The Justice Secretary, David Gauke, has announced that “no fault” divorce will be introduced as soon as parliamentary time becomes available to consider a new Bill. The proposed changes will bring an end to the “blame game” culture which exists under our existing law.
Under our existing law, the Matrimonial Causes Act 1973, one party is required to prove their partner is at fault due to adultery, desertion or unreasonable behaviour. Alternatively, if both parties agree, they can divorce after living separately for two years. If there is no evidence of fault and no agreement, parties may have to wait until they have been living separately for five years before they are able to divorce.
A recent Supreme Court case, Owens and Owens, raised publicity to support the increasing call for no fault divorce to be introduced in this country. In that case it was ruled that the wife would have to wait until she had been living separately from her husband for five years before she was able to obtain a divorce, as she was not able to prove any of the fault based grounds and her husband would not agree.

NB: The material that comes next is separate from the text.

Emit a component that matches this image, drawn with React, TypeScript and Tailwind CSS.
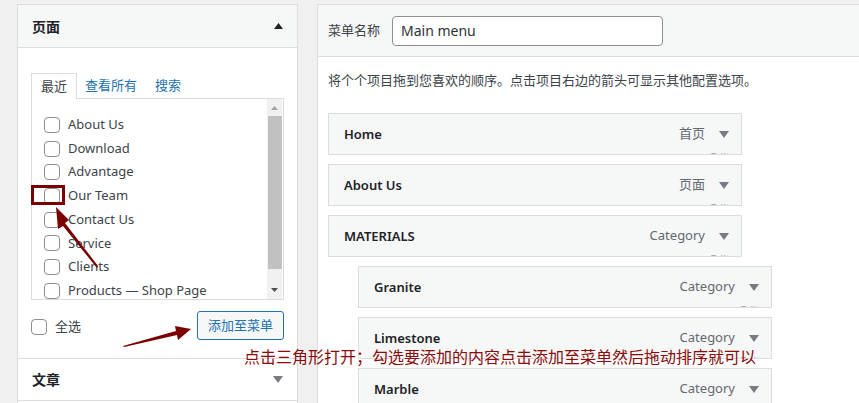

The new Bill will extend the grounds for divorce by replacing the need for evidence of adultery, desertion or unreasonable behaviour with a requirement for a statement of irretrievable breakdown. Further proposed changes will be the option for a joint application for divorce and the introduction of a minimum six month timeframe for the proceedings, to allow couples to reflect on their decision.
The changes will be welcomed by those who have long recognised that the current system causes unnecessary hostility in families at a time when emotions are usually already running high. Removing fault from the situation should enable parties to concentrate on the more important issues following a separation, such as the arrangements for the children and how to resolve the matrimonial finances.